Five years later David Cameron managed to win himself a clear majority by promising to hold a vote on Britain’s membership of the European Union. He probably reckoned he could avoid having to deliver on that; and, even if he did have to, he’d easily be able to swing the vote in favour of Remain. Unfortunately, he couldn’t and the rest is history. And indeed present. And almost certainly future.

Labour had moved to the left under leader Ed Miliband, but still seemed a shoo-in for the election. Somehow they managed to blow it. In view of what was to come next they were probably quite glad.

8th June 2017 A bad call.

Leaving the EU was proving a tad tricky to sort out, so Theresa May called a snap election, hoping she’d win a decisive majority, or, if she lost, at least Brexit would be someone else’s problem. In the event she ended up in the worst of both worlds, losing her majority and running a minority government. Labour’s new hard-left leader Jeremy Corbyn seemed an electoral liability, but proved unexpectedly successful, striking fear into the heart of Alex and his fellow City wealth-creators.

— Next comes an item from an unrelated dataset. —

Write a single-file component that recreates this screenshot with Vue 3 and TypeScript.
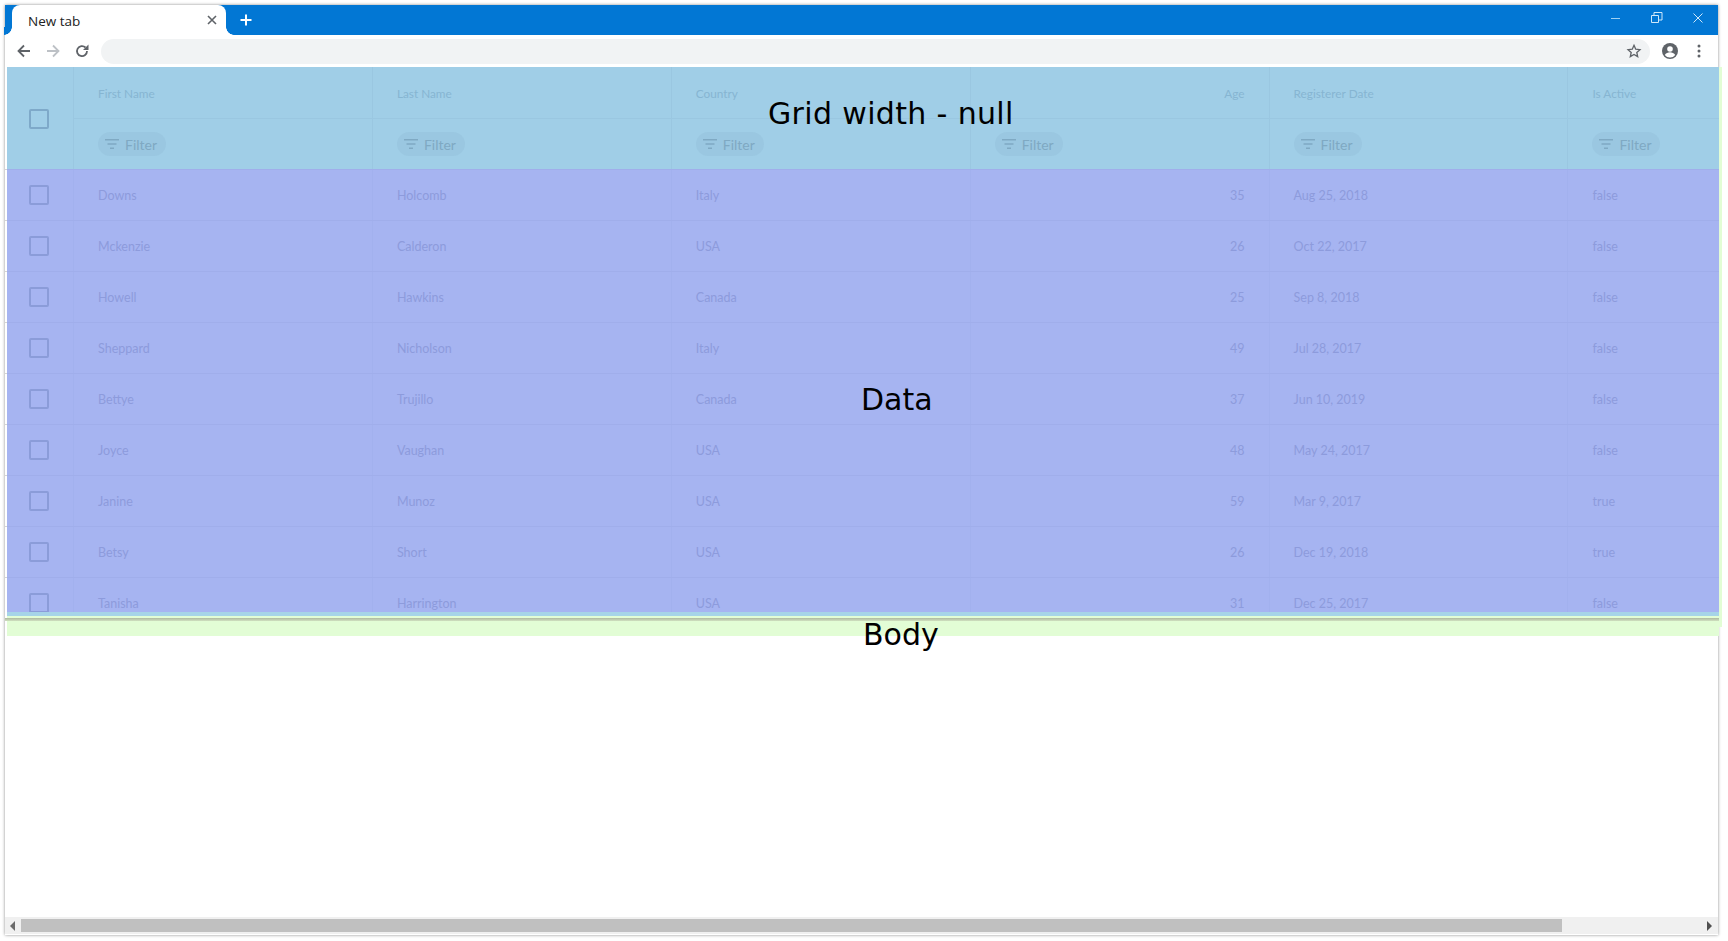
<script setup lang="ts">
interface Row { first: string; last: string; country: string; age: number; date: string; active: string }
const rows: Row[] = [
  { first: 'Downs', last: 'Holcomb', country: 'Italy', age: 35, date: 'Aug 25, 2018', active: 'false' },
  { first: 'Mckenzie', last: 'Calderon', country: 'USA', age: 26, date: 'Oct 22, 2017', active: 'false' },
  { first: 'Howell', last: 'Hawkins', country: 'Canada', age: 25, date: 'Sep 8, 2018', active: 'false' },
  { first: 'Sheppard', last: 'Nicholson', country: 'Italy', age: 49, date: 'Jul 28, 2017', active: 'false' },
  { first: 'Bettye', last: 'Trujillo', country: 'Canada', age: 37, date: 'Jun 10, 2019', active: 'false' },
  { first: 'Joyce', last: 'Vaughan', country: 'USA', age: 48, date: 'May 24, 2017', active: 'false' },
  { first: 'Janine', last: 'Munoz', country: 'USA', age: 59, date: 'Mar 9, 2017', active: 'true' },
  { first: 'Betsy', last: 'Short', country: 'USA', age: 26, date: 'Dec 19, 2018', active: 'true' },
  { first: 'Tanisha', last: 'Harrington', country: 'USA', age: 31, date: 'Dec 25, 2017', active: 'false' },
]
const cols: { label: string; right?: boolean }[] = [
  { label: 'First Name' },
  { label: 'Last Name' },
  { label: 'Country' },
  { label: 'Age', right: true },
  { label: 'Registerer Date' },
  { label: 'Is Active' },
]
</script>

<template>
  <div class="page">
    <div class="window">
      <div class="tabstrip">
        <div class="tab">
          <span class="tab-title">New tab</span>
          <svg class="tab-close" width="10" height="10" viewBox="0 0 10 10"><path d="M1 1l8 8M9 1l-8 8" stroke="#5f6368" stroke-width="1.6" fill="none" /></svg>
        </div>
        <svg class="plus" width="14" height="14" viewBox="0 0 14 14"><path d="M7 1.500v11M1.500 7h11" stroke="#fff" stroke-width="2" fill="none" /></svg>
        <div class="win-controls">
          <svg width="12" height="12" viewBox="0 0 12 12"><path d="M1 6.500h9" stroke="#9fd0f2" stroke-width="1" fill="none" /></svg>
          <svg width="12" height="12" viewBox="0 0 12 12"><path d="M.5 3.500h7v7h-7zM3 3.500v-3h8v7.500H7.500" stroke="#cfe8fa" stroke-width="1" fill="none" /></svg>
          <svg width="12" height="12" viewBox="0 0 12 12"><path d="M1.500 1.500l9 9M10.500 1.500l-9 9" stroke="#cfe8fa" stroke-width="1" fill="none" /></svg>
        </div>
      </div>
      <div class="toolbar">
        <svg class="nav" width="16" height="16" viewBox="0 0 16 16"><path d="M14 8H2.500M8 2.500L2.500 8 8 13.500" stroke="#5f6368" stroke-width="1.800" fill="none" /></svg>
        <svg class="nav" width="16" height="16" viewBox="0 0 16 16"><path d="M2 8h11.500M8 2.500L13.500 8 8 13.500" stroke="#bdc1c6" stroke-width="1.800" fill="none" /></svg>
        <svg class="nav" width="16" height="16" viewBox="0 0 16 16"><path d="M13 8a5 5 0 1 1-1.500-3.500" stroke="#5f6368" stroke-width="1.800" fill="none" /><path d="M14.500 1.500v5.500H9z" fill="#5f6368" /></svg>
        <div class="omnibox">
          <svg width="16" height="16" viewBox="0 0 24 24"><path d="M12 3.500l2.600 5.800 6.300.7-4.700 4.200 1.300 6.200L12 17.200l-5.500 3.200 1.300-6.200L3.100 10l6.300-.7z" stroke="#5f6368" stroke-width="2" fill="none" /></svg>
        </div>
        <svg class="account" width="18" height="18" viewBox="0 0 18 18"><circle cx="9" cy="9" r="8" fill="#5f6368" /><circle cx="9" cy="7" r="2.800" fill="#fff" /><path d="M3.800 13c1-1.900 3.200-2.700 5.200-2.700s4.200.8 5.200 2.700A6.500 6.500 0 0 1 9 15.500 6.500 6.500 0 0 1 3.800 13z" fill="#fff" /></svg>
        <svg class="dots" width="4" height="14" viewBox="0 0 4 14"><circle cx="2" cy="2" r="1.500" fill="#5f6368" /><circle cx="2" cy="7" r="1.500" fill="#5f6368" /><circle cx="2" cy="12" r="1.500" fill="#5f6368" /></svg>
      </div>

      <div class="viewport">
        <div class="body-area">
          <div class="grid">
            <div class="head">
              <div class="sel-head"><span class="check head-check"></span></div>
              <div v-for="c in cols" :key="c.label" class="head-col">
                <div class="label" :class="{ right: c.right }">{{ c.label }}</div>
                <div class="filter-cell">
                  <span class="pill">
                    <svg width="14" height="10" viewBox="0 0 14 10"><path d="M0 .800h14M2.500 5h9M5 9.200h4" stroke="#7fa9c3" stroke-width="1.600" fill="none" /></svg>
                    Filter
                  </span>
                </div>
              </div>
            </div>
            <div class="data">
              <div v-for="r in rows" :key="r.first" class="row">
                <div class="sel-cell"><span class="check"></span></div>
                <div class="cell">{{ r.first }}</div>
                <div class="cell">{{ r.last }}</div>
                <div class="cell">{{ r.country }}</div>
                <div class="cell right">{{ r.age }}</div>
                <div class="cell">{{ r.date }}</div>
                <div class="cell">{{ r.active }}</div>
              </div>
            </div>
            <div class="grid-foot"></div>
          </div>
          <div class="body-shadow"></div>
        </div>
        <div class="spacer"></div>
        <div class="scrollbar">
          <svg width="6" height="10" viewBox="0 0 6 10"><path d="M5 0v10L0 5z" fill="#6b6b6b" /></svg>
          <div class="track"><div class="thumb"></div></div>
          <svg width="6" height="10" viewBox="0 0 6 10"><path d="M1 0v10l5-5z" fill="#505050" /></svg>
        </div>

        <span class="note note-grid">Grid width - null</span>
        <span class="note note-data">Data</span>
        <span class="note note-body">Body</span>
      </div>
    </div>
  </div>
</template>

<style scoped>
.page {
  width: 1728px;
  height: 941px;
  box-sizing: border-box;
  padding: 5px 10px 6px 5px;
  background: #fff;
  overflow: hidden;
}
.window {
  height: 100%;
  display: flex;
  flex-direction: column;
  background: #fff;
  box-shadow: 0 0 3px rgba(0, 0, 0, 0.45);
}
.tabstrip {
  height: 30px;
  flex: none;
  background: #0277d4;
  display: flex;
  align-items: center;
  padding-left: 7px;
  padding-right: 14px;
}
.tab {
  position: relative;
  width: 214px;
  height: 30px;
  background: #fff;
  border-radius: 8px 8px 0 0;
  display: flex;
  align-items: center;
  justify-content: space-between;
  padding: 0 9px 0 16px;
  box-sizing: border-box;
}
.tab::before,
.tab::after {
  content: '';
  position: absolute;
  bottom: 0;
  width: 8px;
  height: 8px;
}
.tab::before {
  left: -8px;
  background: radial-gradient(circle at 0 0, #0277d4 7.5px, #fff 8px);
}
.tab::after {
  right: -8px;
  background: radial-gradient(circle at 100% 0, #0277d4 7.5px, #fff 8px);
}
.tab-title {
  font: 14px "Open Sans", sans-serif;
  font-size: 13.5px;
  color: #222;
  padding-top: 1px;
}
.plus {
  margin-left: 13px;
}
.win-controls {
  margin-left: auto;
  display: flex;
  gap: 29px;
  margin-top: -5px;
}
.toolbar {
  height: 32px;
  flex: none;
  display: flex;
  align-items: center;
  background: #fff;
  padding: 0 17px 0 11px;
  box-sizing: border-box;
}
.nav {
  margin-right: 13px;
}
.omnibox {
  margin-left: -2px;
  flex: 1;
  height: 25px;
  border-radius: 13px;
  background: #f1f3f4;
  display: flex;
  align-items: center;
  justify-content: flex-end;
  padding-right: 8px;
}
.account {
  margin-left: 11px;
}
.dots {
  margin-left: 18px;
}
.viewport {
  position: relative;
  flex: 1;
  min-height: 0;
  display: flex;
  flex-direction: column;
}
.body-area {
  position: relative;
  margin: 0 -1px 0 2px;
  padding: 0 0 15px;
  background: #e2fdd5;
}
.body-area::after {
  content: '';
  position: absolute;
  top: 0;
  right: -3px;
  width: 3px;
  height: 560px;
  background: #e2fdd5;
}
.grid {
  background: #a0cee7;
  font-family: Lato, "Open Sans", sans-serif;
  font-size: 12.5px;
}
.head {
  display: grid;
  grid-template-columns: 66px repeat(5, 298.9px) 1fr;
  height: 102px;
}
.sel-head {
  display: flex;
  align-items: center;
  padding: 2px 0 0 22px;
}
.head-col {
  border-left: 1px solid rgba(70, 110, 140, 0.06);
  display: flex;
  flex-direction: column;
}
.label {
  height: 52px;
  flex: none;
  box-sizing: border-box;
  border-bottom: 1px solid rgba(70, 110, 140, 0.06);
  padding: 2px 24px 0;
  display: flex;
  align-items: center;
  color: #86b5d2;
  font-size: 11.8px;
}
.label.right {
  justify-content: flex-end;
}
.filter-cell {
  flex: 1;
  padding-left: 24px;
  display: flex;
  align-items: center;
}
.pill {
  display: inline-flex;
  align-items: center;
  gap: 6px;
  box-sizing: border-box;
  width: 68px;
  height: 24px;
  padding-left: 7px;
  border-radius: 12px;
  background: rgba(70, 110, 140, 0.06);
  color: #7fa9c3;
  font-size: 14px;
}
.check {
  display: block;
  box-sizing: border-box;
  width: 20px;
  height: 20px;
  border: 2px solid #8b9cd9;
  border-radius: 2px;
}
.head-check {
  border-color: #7ea9c9;
}
.data {
  height: 443px;
  clip-path: inset(0 0 0 -2px);
  background: #a6b4f1;
}
.row {
  position: relative;
  display: grid;
  grid-template-columns: 66px repeat(5, 298.9px) 1fr;
  height: 51px;
  box-sizing: border-box;
  border-top: 1px solid rgba(60, 80, 160, 0.06);
}
.row::before {
  content: '';
  position: absolute;
  top: -1px;
  left: -2px;
  width: 2px;
  height: 1px;
  background: #d4d4d4;
}
.sel-cell {
  display: flex;
  align-items: center;
  padding-left: 22px;
}
.cell {
  border-left: 1px solid rgba(60, 80, 160, 0.03);
  padding: 0 24px;
  display: flex;
  align-items: center;
  color: #8d9bdc;
}
.cell.right {
  justify-content: flex-end;
}
.grid-foot {
  height: 4px;
  background: #a6d4e8;
}
.body-shadow {
  margin: 2px 0 0 -2px;
  height: 3px;
  background: linear-gradient(#aeb9a0, #cfe0bf);
}
.spacer {
  flex: 1;
}
.scrollbar {
  height: 17px;
  margin-bottom: 1px;
  flex: none;
  background: #f0f0f0;
  display: flex;
  align-items: center;
  padding: 0 6px 0 5px;
  box-sizing: border-box;
  gap: 5px;
}
.track {
  flex: 1;
  height: 13px;
}
.thumb {
  width: 1541px;
  height: 100%;
  background: #c0c0c0;
}
.note {
  position: absolute;
  font-family: "DejaVu Sans", sans-serif;
  color: #000;
  white-space: nowrap;
  line-height: 1;
}
.note-grid {
  left: 763px;
  top: 32px;
  font-size: 30px;
  letter-spacing: 0.35px;
}
.note-data {
  left: 856px;
  top: 318px;
  font-size: 30px;
}
.note-body {
  left: 858px;
  top: 553px;
  font-size: 30px;
}
</style>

12th December 2019 Here we go again.

Alex faced the ninth election of his professional career and the third in the last five years (not to mention a couple of referendums) assuring that the British people were thoroughly fed up with politics and politicians. Despite this, Alex decided to pin on his rosette and stand as a candidate again, motivated mainly by the desire to find himself a new job following the devastation wreaked on the City of London by Brexit and the draconian new regulatory code MiFID II.